British activist (born 2003)

Riz Possnett (born 2003) is a British activist involved with climate change demonstrations as part of the UK Student Climate Network and Extinction Rebellion since 2019. Possnett has been involved with the anti-monarchy activism group No More Royals. As of 2023, Possnett is a student at Wadham College, Oxford.

== Biography ==
Riz Possnett was born in 2003. Posnett's parents are South Cambridgeshire District Council chief executive Liz Watts and businessman Robert Possnett, who himself is an environmental activist.
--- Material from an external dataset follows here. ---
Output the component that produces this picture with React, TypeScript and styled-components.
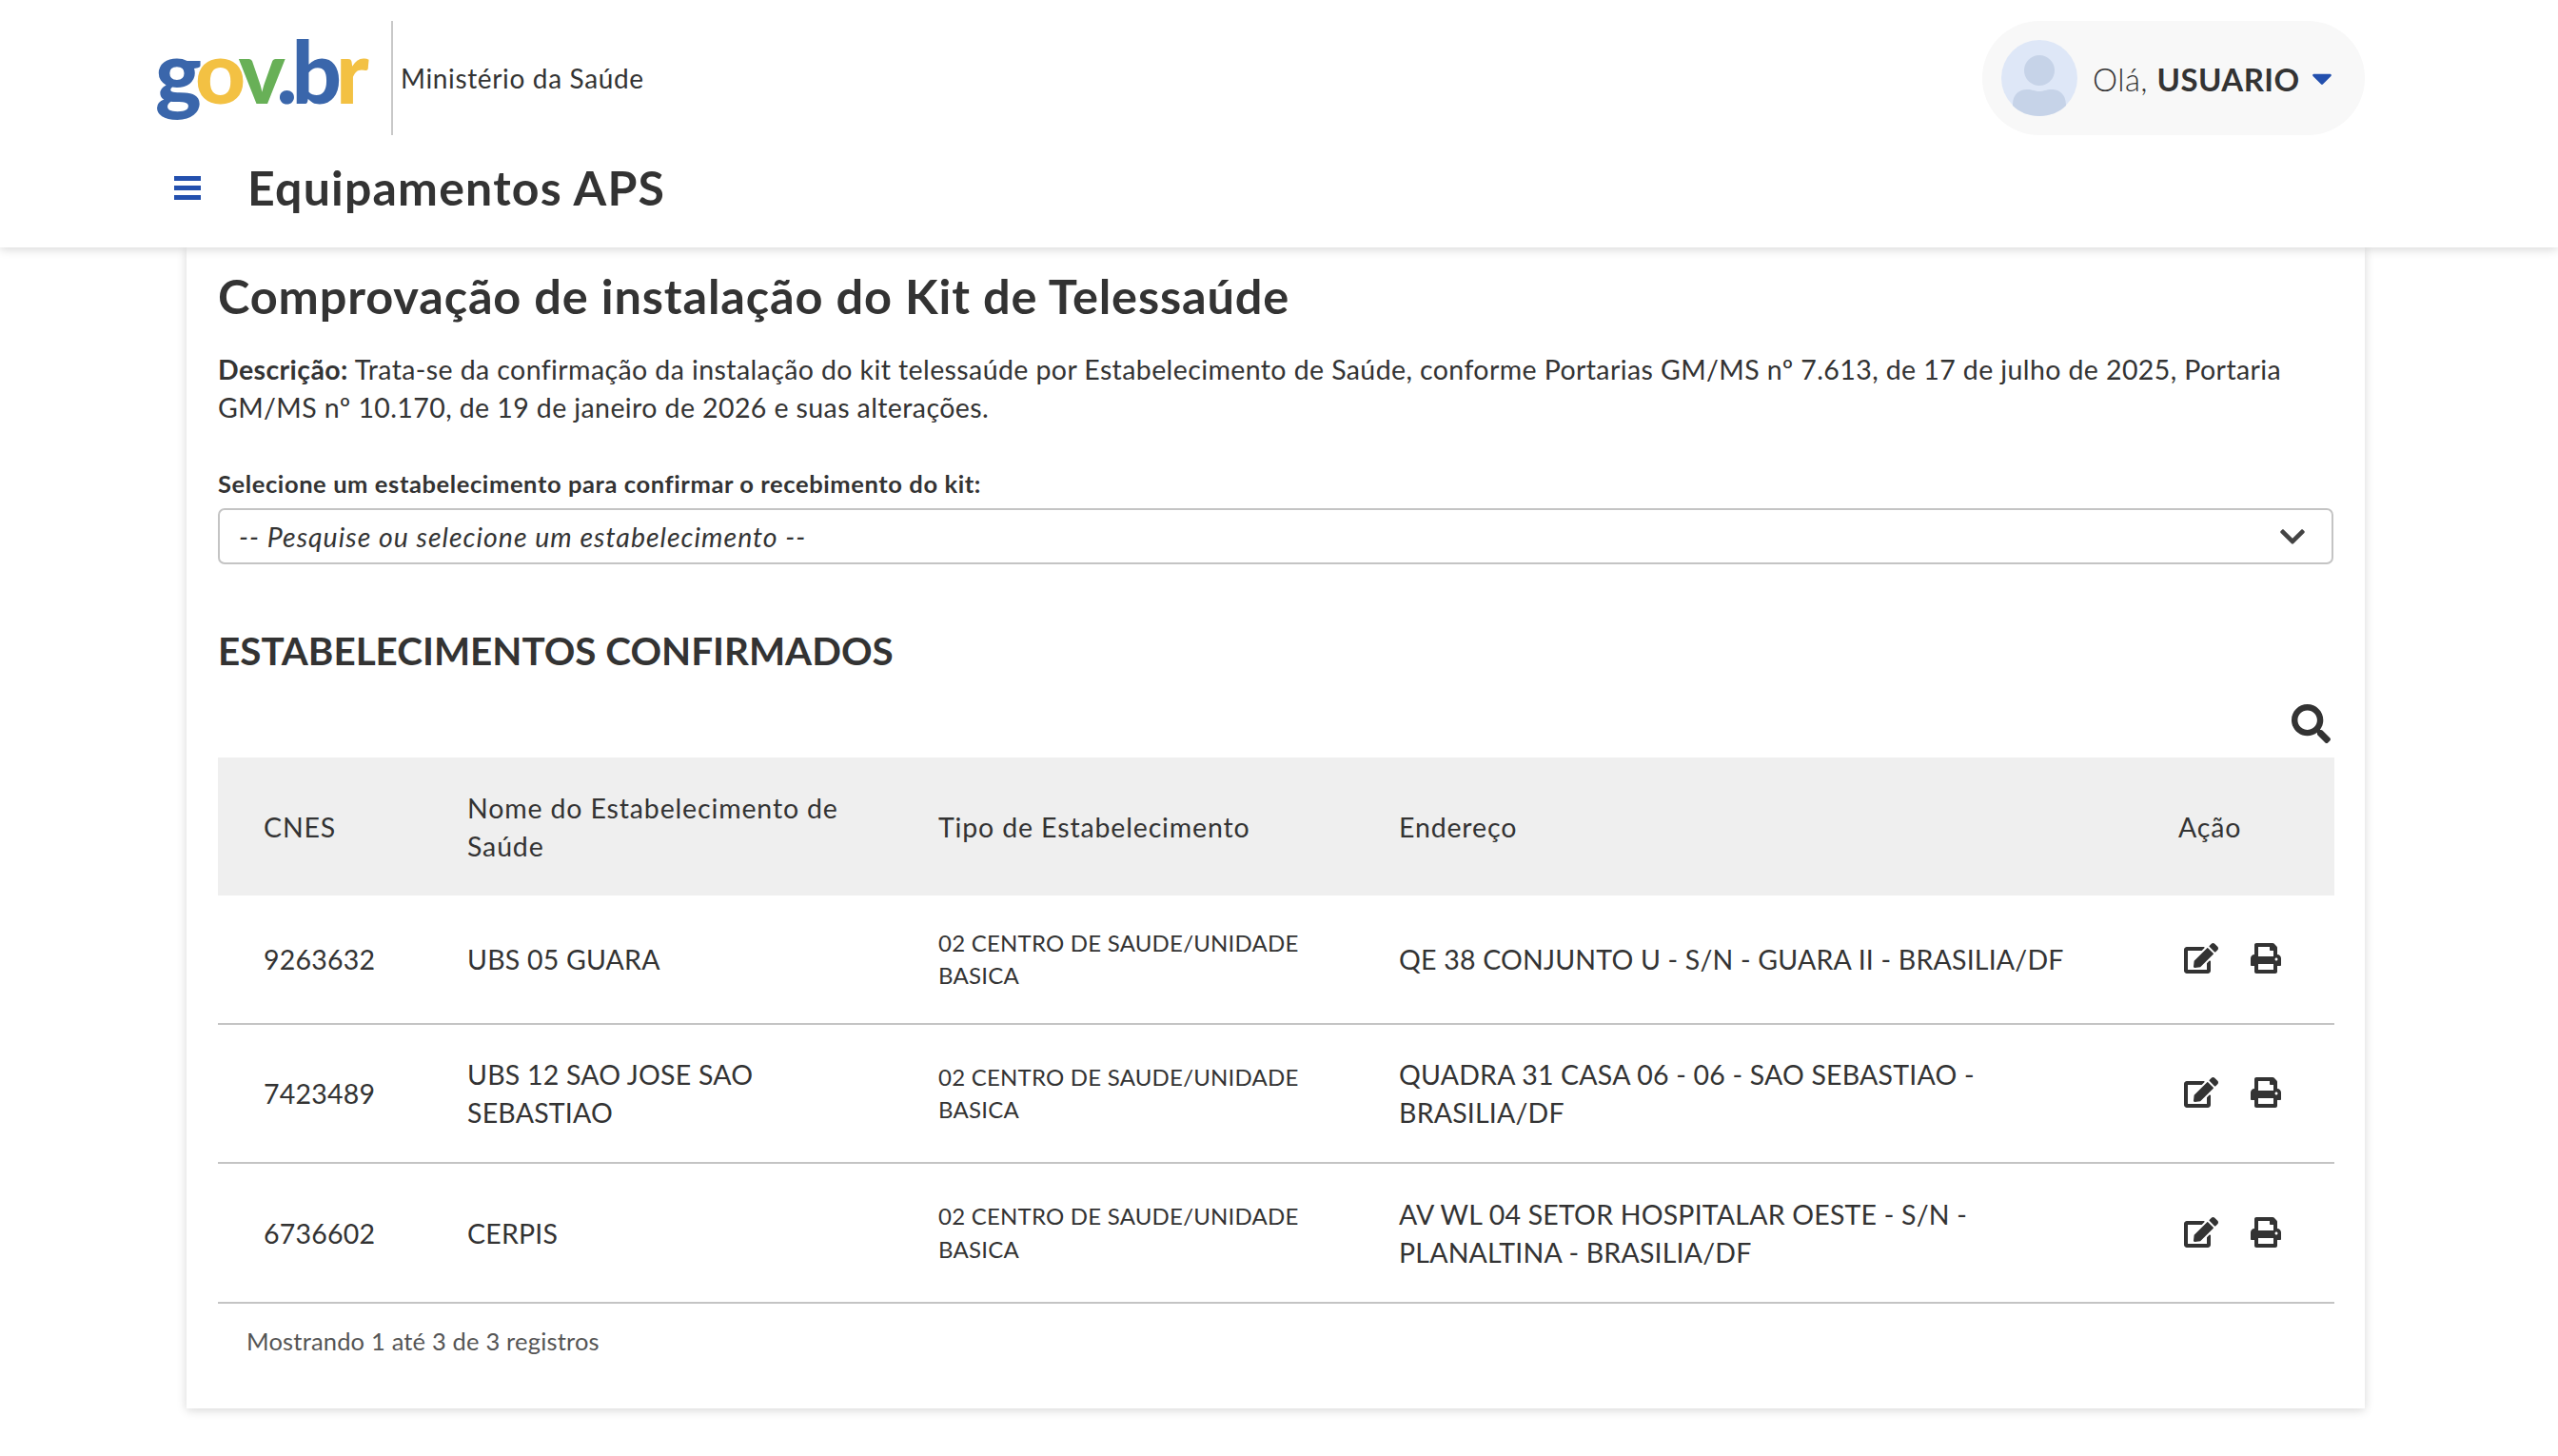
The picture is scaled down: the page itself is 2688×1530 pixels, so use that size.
import { FC } from "react";
import styled, { createGlobalStyle } from "styled-components";
import { FaEdit, FaPrint, FaSearch, FaChevronDown, FaCaretDown } from "react-icons/fa";

const rows = [
  {
    cnes: "9263632",
    nome: "UBS 05 GUARA",
    tipo: "02 CENTRO DE SAUDE/UNIDADE BASICA",
    endereco: "QE 38 CONJUNTO U - S/N - GUARA II - BRASILIA/DF",
    height: 135,
  },
  {
    cnes: "7423489",
    nome: "UBS 12 SAO JOSE SAO SEBASTIAO",
    tipo: "02 CENTRO DE SAUDE/UNIDADE BASICA",
    endereco: "QUADRA 31 CASA 06 - 06 - SAO SEBASTIAO - BRASILIA/DF",
    height: 146,
  },
  {
    cnes: "6736602",
    nome: "CERPIS",
    tipo: "02 CENTRO DE SAUDE/UNIDADE BASICA",
    endereco: "AV WL 04 SETOR HOSPITALAR OESTE - S/N - PLANALTINA - BRASILIA/DF",
    height: 147,
  },
];

const App: FC = () => {
  return (
    <>
      <GlobalStyle />
      <Header>
        <BrandRow>
          <Brand>
            <Logo>
              <LogoLetter $color="#3a66ab">g</LogoLetter>
              <LogoLetter $color="#f3c143">o</LogoLetter>
              <LogoLetter $color="#68b057">v</LogoLetter>
              <LogoLetter $color="#3a66ab">.b</LogoLetter>
              <LogoLetter $color="#f3c143">r</LogoLetter>
            </Logo>
            <BrandDivider />
            <BrandName>Ministério da Saúde</BrandName>
          </Brand>
          <UserPill>
            <Avatar viewBox="0 0 80 80">
              <circle cx="40" cy="40" r="40" fill="#dee7f7" />
              <circle cx="40" cy="32" r="16" fill="#c6d3e8" />
              <path
                d="M12 69 L12 68 C12 56 20 52 27 52 C33 52 35 54 40 54 C45 54 47 52 53 52 C60 52 68 56 68 69 C61 76 51 80 40 80 C29 80 19 76 12 69 Z"
                fill="#c6d3e8"
              />
            </Avatar>
            <UserName>
              Olá, <strong>USUARIO</strong>
            </UserName>
            <UserCaret />
          </UserPill>
        </BrandRow>
        <TitleRow>
          <MenuButton>
            <MenuBar />
            <MenuBar />
            <MenuBar />
          </MenuButton>
          <AppTitle>Equipamentos APS</AppTitle>
        </TitleRow>
      </Header>

      <Card>
        <PageTitle>Comprovação de instalação do Kit de Telessaúde</PageTitle>
        <Description>
          <strong>Descrição:</strong> Trata-se da confirmação da instalação do kit telessaúde por
          Estabelecimento de Saúde, conforme Portarias GM/MS nº 7.613, de 17 de julho de 2025,
          Portaria GM/MS nº 10.170, de 19 de janeiro de 2026 e suas alterações.
        </Description>
        <FieldLabel>Selecione um estabelecimento para confirmar o recebimento do kit:</FieldLabel>
        <SelectBox>
          <Placeholder>-- Pesquise ou selecione um estabelecimento --</Placeholder>
          <FaChevronDown />
        </SelectBox>
        <SectionTitle>ESTABELECIMENTOS CONFIRMADOS</SectionTitle>
        <SearchRow>
          <FaSearch />
        </SearchRow>
        <Table>
          <colgroup>
            <col width={262} />
            <col width={495} />
            <col width={484} />
            <col width={819} />
            <col width={164} />
          </colgroup>
          <thead>
            <tr>
              <HeadCell>CNES</HeadCell>
              <HeadCell>Nome do Estabelecimento de Saúde</HeadCell>
              <HeadCell>Tipo de Estabelecimento</HeadCell>
              <HeadCell>Endereço</HeadCell>
              <HeadCell>Ação</HeadCell>
            </tr>
          </thead>
          <tbody>
            {rows.map((row) => (
              <BodyRow key={row.cnes} $height={row.height}>
                <Cell>{row.cnes}</Cell>
                <Cell>{row.nome}</Cell>
                <SmallCell>{row.tipo}</SmallCell>
                <Cell>{row.endereco}</Cell>
                <ActionCell>
                  <Actions>
                    <EditIcon />
                    <PrintIcon />
                  </Actions>
                </ActionCell>
              </BodyRow>
            ))}
          </tbody>
        </Table>
        <TableInfo>Mostrando 1 até 3 de 3 registros</TableInfo>
      </Card>
    </>
  );
};

export default App;

const GlobalStyle = createGlobalStyle`
  html, body {
    margin: 0;
    padding: 0;
    background: #ffffff;
  }

  body {
    font-family: "Lato", "Open Sans", sans-serif;
    color: #333333;
    font-size: 28.5px;
    height: 1530px;
    overflow: hidden;
  }
`;

const Header = styled.header`
  position: relative;
  z-index: 2;
  height: 260px;
  box-sizing: border-box;
  padding: 22px 203px 0 163px;
  background: #ffffff;
  box-shadow: 0 2px 10px rgba(0, 0, 0, 0.16);
`;

const BrandRow = styled.div`
  display: flex;
  align-items: center;
  justify-content: space-between;
  height: 120px;
`;

const Brand = styled.div`
  display: flex;
  align-items: center;
`;

const Logo = styled.div`
  width: 248px;
  font-family: "Lato", sans-serif;
  font-size: 92px;
  font-weight: 900;
  letter-spacing: -6px;
  line-height: 120px;
  position: relative;
  top: -8px;
`;

const LogoLetter = styled.span<{ $color: string }>`
  color: ${(p) => p.$color};
`;

const BrandDivider = styled.div`
  width: 2px;
  height: 120px;
  background: #c8c8c8;
`;

const BrandName = styled.span`
  margin-left: 8px;
  font-size: 28px;
  letter-spacing: 0.65px;
`;

const UserPill = styled.div`
  display: flex;
  align-items: center;
  box-sizing: border-box;
  width: 402px;
  height: 120px;
  padding: 0 20px;
  border-radius: 60px;
  background: #f8f8f8;
`;

const Avatar = styled.svg`
  width: 80px;
  height: 80px;
  flex-shrink: 0;
`;

const UserName = styled.span`
  margin-left: 16px;
  font-size: 33px;
  font-weight: 300;
  letter-spacing: 0.45px;
  white-space: nowrap;
  position: relative;
  top: 1px;

  strong {
    font-weight: 700;
  }
`;

const UserCaret = styled(FaCaretDown)`
  margin-left: auto;
  margin-right: 14px;
  width: 22px;
  height: 34px;
  color: #2350ae;
`;

const TitleRow = styled.div`
  display: flex;
  align-items: center;
  height: 110px;
  padding-left: 20px;
`;

const MenuButton = styled.div`
  display: flex;
  flex-direction: column;
  gap: 5px;
  width: 28px;
`;

const MenuBar = styled.span`
  height: 5px;
  background: #2350ae;
`;

const AppTitle = styled.h1`
  margin: 0 0 0 49px;
  font-size: 50px;
  font-weight: 700;
  letter-spacing: 1.2px;
  line-height: 60px;
  color: #333333;
`;

const Card = styled.main`
  box-sizing: border-box;
  width: 2289px;
  height: 1220px;
  margin-left: 196px;
  padding: 21px 33px 0;
  background: #ffffff;
  box-shadow: 0 2px 10px rgba(0, 0, 0, 0.16);
`;

const PageTitle = styled.h2`
  margin: 0;
  font-size: 50.5px;
  font-weight: 700;
  letter-spacing: 0.85px;
  line-height: 60px;
  color: #333333;
`;

const Description = styled.p`
  margin: 27px 0 0;
  font-size: 28.5px;
  letter-spacing: 0.4px;
  line-height: 40px;
  font-weight: 400;

  strong {
    font-weight: 700;
  }
`;

const FieldLabel = styled.label`
  display: block;
  margin-top: 40px;
  font-size: 25.5px;
  font-weight: 700;
  letter-spacing: 0.6px;
  line-height: 40px;
`;

const SelectBox = styled.div`
  display: flex;
  align-items: center;
  justify-content: space-between;
  box-sizing: border-box;
  height: 59px;
  margin-top: 6px;
  padding: 0 26px 0 20px;
  border: 2px solid #c4c4c4;
  border-radius: 7px;

  svg {
    width: 30px;
    height: 30px;
    color: #444444;
  }
`;

const Placeholder = styled.span`
  font-size: 28.5px;
  font-style: italic;
  font-weight: 400;
  letter-spacing: 1px;
`;

const SectionTitle = styled.h3`
  margin: 61px 0 0;
  font-size: 40.4px;
  font-weight: 700;
  line-height: 60px;
  color: #333333;
`;

const SearchRow = styled.div`
  display: flex;
  justify-content: flex-end;
  height: 82px;
  padding: 26px 3px 0 0;
  box-sizing: border-box;

  svg {
    width: 41px;
    height: 41px;
    color: #333333;
  }
`;

const Table = styled.table`
  width: 2224px;
  table-layout: fixed;
  border-collapse: collapse;
`;

const HeadCell = styled.th`
  height: 145px;
  padding: 0 80px 0 48px;
  box-sizing: border-box;
  background: #efefef;
  font-size: 28.5px;
  font-weight: 400;
  letter-spacing: 0.85px;
  line-height: 40px;
  text-align: left;
  color: #333333;

  &:nth-child(n + 2) {
    padding-left: 0;
  }

  &:last-child {
    padding-right: 0;
  }
`;

const BodyRow = styled.tr<{ $height: number }>`
  height: ${(p) => p.$height}px;
  border-bottom: 2px solid #c4c4c4;
`;

const Cell = styled.td`
  padding: 0 80px 0 48px;
  font-size: 28.5px;
  letter-spacing: 0.2px;
  line-height: 40px;
  vertical-align: middle;

  &:nth-child(n + 2) {
    padding-left: 0;
  }
`;

const SmallCell = styled(Cell)`
  font-size: 24px;
  letter-spacing: 0.22px;
  line-height: 34.5px;
  padding-right: 100px;
`;

const ActionCell = styled(Cell)`
  padding-right: 0;
`;

const Actions = styled.div`
  display: flex;
  align-items: center;
  gap: 34px;
  padding: 0 0 2px 6px;
`;

const EditIcon = styled(FaEdit)`
  flex-shrink: 0;
  width: 36px;
  height: 32px;
  color: #333333;
`;

const PrintIcon = styled(FaPrint)`
  flex-shrink: 0;
  width: 32px;
  height: 32px;
  color: #333333;
`;

const TableInfo = styled.div`
  padding: 19px 0 0 30px;
  font-size: 25.5px;
  letter-spacing: 0.18px;
  line-height: 40px;
  color: #555555;
`;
Possnett attended Hockerill Anglo-European College in Hertfordshire and Li Po Chun United World College of Hong Kong. Possnett is currently an undergraduate at Wadham College at the University of Oxford studying Philosophy, politics and economics.

==Activism==
In January 2019, Possnett became an organizer and activist for UK Student Climate Network featuring in various media appearance including CNN and Vice News. Whilst a member of Extinction Rebellion, on 8 April 2022, Possnett and others blocked London's Tower Bridge as part of a climate change protest for four hours, causing major traffic disruption and a great deal of distress to motorists on the bridge. Possnett pleaded not guilty to obstruction of a highway at a court hearing in November. A trial took place in June 2023.

The Times has described Possnett as a leader of No More Royals, a group formed in February 2023 aligned with the anti-monarchy movement in Britain. Possnett and other activists have performed stunts prior to the coronation of Charles III and Camilla in May, notably one performed during a tour of Windsor Castle.

Possnett staged a protest at talk by academic Kathleen Stock at the Oxford Union on 30 May 2023 due to Stock's gender-critical views. Shortly after the talk began, Possnett glued their hand to the floor, wearing a shirt which said "No More Dead Trans Kids", while two other protesters waved pride flags and distributed leaflets. Possnett and the other protesters were removed by police officers after 20 minutes.